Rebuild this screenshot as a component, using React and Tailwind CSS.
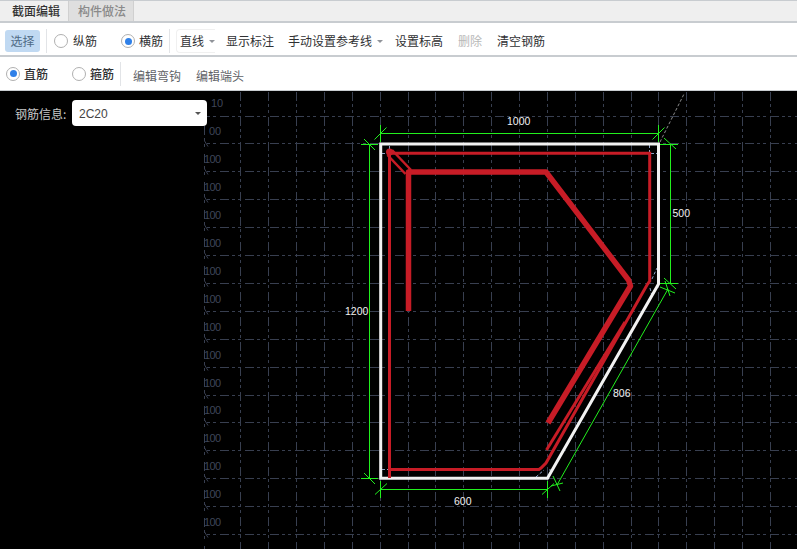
import React from "react";

const FONT = { fontFamily: '"Noto Sans CJK SC", "Liberation Sans", sans-serif' };

const xs = [240.5,268.5,296.5,324.5,352.5,380.5,408.5,435.5,463.5,491.5,519.5,547.5,575.5,603.5,631.5,658.5,686.5,714.5,742.5,770.5];
const ys = Array.from({ length: 16 }, (_, k) => Math.floor(116 + 27.9 * k) + 0.5);

function Radio({ on }) {
  return (
    <span className="w-[14px] h-[14px] rounded-full border border-[#b0b0b0] bg-white flex items-center justify-center shrink-0">
      {on && <span className="w-[7px] h-[7px] rounded-full bg-[#2f80e8]" />}
    </span>
  );
}

function Caret() {
  return <span className="inline-block w-0 h-0 border-x-[3px] border-x-transparent border-t-[3px] border-t-[#909399]" />;
}

function Sep({ cls }) {
  return <span className={"w-px h-[24px] bg-[#e2e4e7] shrink-0 " + cls} />;
}

function Canvas() {
  const green = "#22f01e";
  const G = (p) => <polyline points={p} fill="none" stroke={green} strokeWidth="1" />;
  const gridColor = "#383f50";
  const labelColor = "#3f4658";
  return (
    <svg className="block flex-1 h-full" viewBox="204 91 593 458" style={{ background: "#000" }}>
      {/* grid */}
      <g stroke={gridColor} strokeWidth="1" fill="none">
        {xs.map((x) => <line key={x} x1={x} y1="91" x2={x} y2="549" strokeDasharray="9 3 3 3 3 4" strokeDashoffset="24" />)}
        {ys.map((y) => <line key={y} x1="205" y1={y} x2="797" y2={y} strokeDasharray="9 3 3 3 3 4" strokeDashoffset="10" />)}
        <line x1="204.5" y1="126" x2="204.5" y2="549" strokeDasharray="9 3 3 3 3 7" />
      </g>
      <text x="211" y="107" fontSize="11" fill={labelColor} fontFamily="Liberation Sans, sans-serif">10</text>
      <text x="209" y="135" fontSize="11" fill={labelColor} fontFamily="Liberation Sans, sans-serif">00</text>
      {ys.slice(2).map((y) => (
        <text key={y} x="204" y={y - 9} fontSize="11" textLength="17" fill={labelColor} fontFamily="Liberation Sans, sans-serif">100</text>
      ))}
      {ys.slice(1).map((y) => (
        <line key={y} x1="203" y1={y - 5} x2="208" y2={y + 3} stroke={gridColor} />
      ))}

      {/* gray construction */}
      <line x1="660" y1="142" x2="684" y2="94" stroke="#8a8a8a" strokeDasharray="3 2" />
      <g stroke="#8ea4c8" strokeWidth="1" strokeDasharray="3 2" fill="none">
        <line x1="649.5" y1="145" x2="649.5" y2="152" />
        <line x1="651" y1="153.5" x2="657" y2="153.5" />
        <line x1="389.5" y1="146" x2="389.5" y2="150" />
        <line x1="382" y1="153.5" x2="387" y2="153.5" />
        <line x1="382" y1="469.5" x2="388" y2="469.5" />
        <line x1="652" y1="279" x2="657" y2="268" />
        <line x1="536" y1="477" x2="544" y2="470" />
        <line x1="549" y1="470" x2="552" y2="470" />
        <line x1="650" y1="288" x2="652" y2="296" />
      </g>

      {/* white outline */}
      <polygon points="380.7,144 658.5,144 658.5,284 547.5,478.3 380.7,478.3" fill="none" stroke="#f2f2f2" strokeWidth="3" />

      {/* outer red */}
      <g stroke="#c71c26" fill="none">
        <polyline points="389.5,478 389.5,153.3 649.7,153.3 649.7,281 647,285 546,463 541,468 539,469.5 389.5,469.5" strokeWidth="3" />
        <polyline points="546.5,450 625,322" strokeWidth="3" />
        <polyline points="392,150 411,170" strokeWidth="2.5" />
        <polyline points="387.5,155 405.5,174" strokeWidth="2.5" />
        <polyline points="408.5,311 408.5,172 546,172 628.5,280 630.5,286 548,423" strokeWidth="5.5" strokeLinejoin="round" />
      </g>
      <circle cx="389.5" cy="152" r="3.5" fill="#c71c26" />

      {/* dimensions */}
      {G("380.5,133.5 658.5,133.5")}
      {G("380.5,125 380.5,142")}
      {G("374.5,139.5 386.5,127.5")}
      {G("658.5,125 658.5,142")}
      {G("652.5,139.5 664.5,127.5")}
      {G("369.5,144 369.5,478")}
      {G("361,144.5 378,144.5")}
      {G("364,139 375,150")}
      {G("361,478.5 378,478.5")}
      {G("364,473 375,484")}
      {G("670.5,144 670.5,283")}
      {G("660,144.5 678,144.5")}
      {G("664,138 676,149")}
      {G("660,283.5 678,283.5")}
      {G("664,278 676,289")}
      {G("380.5,489.5 547.5,489.5")}
      {G("380.5,481 380.5,498")}
      {G("375,494.5 387,483.5")}
      {G("547.5,481 547.5,498")}
      {G("542,494.5 554,483.5")}
      {G("557,485 668,289")}
      {G("553,476 560,491")}
      {G("551,486 563,483")}
      {G("660,287 675,293")}
      {G("665,281 670,296")}

      {/* labels */}
      <g fill="#f0f0f0" fontSize="10.5" fontFamily="Liberation Sans, sans-serif">
        <text x="507" y="125">1000</text>
        <text x="672.5" y="217">500</text>
        <text x="345" y="315">1200</text>
        <text x="613" y="397">806</text>
        <text x="454" y="505">600</text>
      </g>
    </svg>
  );
}

export default function App() {
  return (
    <div className="w-[797px] h-[549px] overflow-hidden flex flex-col bg-white text-[12px] text-[#303133]" style={FONT}>
      {/* tabs */}
      <div className="h-[23px] flex bg-[#efefef] border-t border-t-[#c8ccd0] border-b-2 border-b-[#c8ccd0] leading-[20px] shrink-0">
        <div className="w-[68px] pl-[12px] font-medium text-[#333]">截面编辑</div>
        <div className="w-[66px] pl-[9px] bg-[#dfdfdf] border-x border-x-[#d0d0d0] font-medium text-[#8a8a8a]">构件做法</div>
      </div>

      {/* toolbar 1 */}
      <div className="h-[34px] flex items-center pl-[5px] pt-[4px] border-b-2 border-b-[#c8ccd0] shrink-0">
        <div className="w-[35px] h-[22px] rounded-[3px] bg-[#c0d9f2] text-[#4f6b85] flex items-center justify-center">选择</div>
        <Sep cls="ml-[6px]" />
        <span className="ml-[7px]"><Radio /></span>
        <span className="ml-[5px]">纵筋</span>
        <span className="ml-[24px]"><Radio on /></span>
        <span className="ml-[4px]">横筋</span>
        <Sep cls="ml-[6px]" />
        <span className="ml-[6px] h-[24px] pl-[3px] flex items-center border-l border-y border-[#f0f0f0] rounded-l-[4px]">
          <span>直线</span>
          <span className="ml-[5px] flex"><Caret /></span>
        </span>
        <span className="ml-[11px]">显示标注</span>
        <span className="ml-[14px]">手动设置参考线</span>
        <span className="ml-[5px] flex"><Caret /></span>
        <span className="ml-[12px]">设置标高</span>
        <span className="ml-[15px] text-[#b8b8b8]">删除</span>
        <span className="ml-[15px]">清空钢筋</span>
      </div>

      {/* toolbar 2 */}
      <div className="h-[34px] flex items-center pl-[6px] border-b border-b-[#c8ccd0] shrink-0">
        <Radio on />
        <span className="ml-[4px] font-medium">直筋</span>
        <span className="ml-[24px]"><Radio /></span>
        <span className="ml-[4px] font-medium">箍筋</span>
        <Sep cls="ml-[6px]" />
        <span className="ml-[12px] text-[#606266] pt-[4px]">编辑弯钩</span>
        <span className="ml-[15px] text-[#606266] pt-[4px]">编辑端头</span>
      </div>

      {/* body */}
      <div className="flex-1 flex min-h-0 bg-black">
        <div className="w-[204px] shrink-0 relative z-10">
          <div className="flex items-center pl-[15px] pt-[9px] w-[207px]">
            <span className="text-[#c8c8c8] w-[57px] pt-px">钢筋信息:</span>
            <div className="w-[135px] h-[26px] bg-white rounded-[4px] flex items-center justify-between pl-[7px] pr-[6px] text-[#444]">
              <span className="pt-px" style={{ fontFamily: '"Liberation Sans", sans-serif' }}>2C20</span>
              <span className="flex"><span className="inline-block w-0 h-0 border-x-[3px] border-x-transparent border-t-[3px] border-t-[#555]" /></span>
            </div>
          </div>
        </div>
        <Canvas />
      </div>
    </div>
  );
}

• _Requirements_
Show every line that contains the word "React".

• _Written solution_
Rebuild this screenshot as a component, using React and Tailwind CSS.
import React from "react";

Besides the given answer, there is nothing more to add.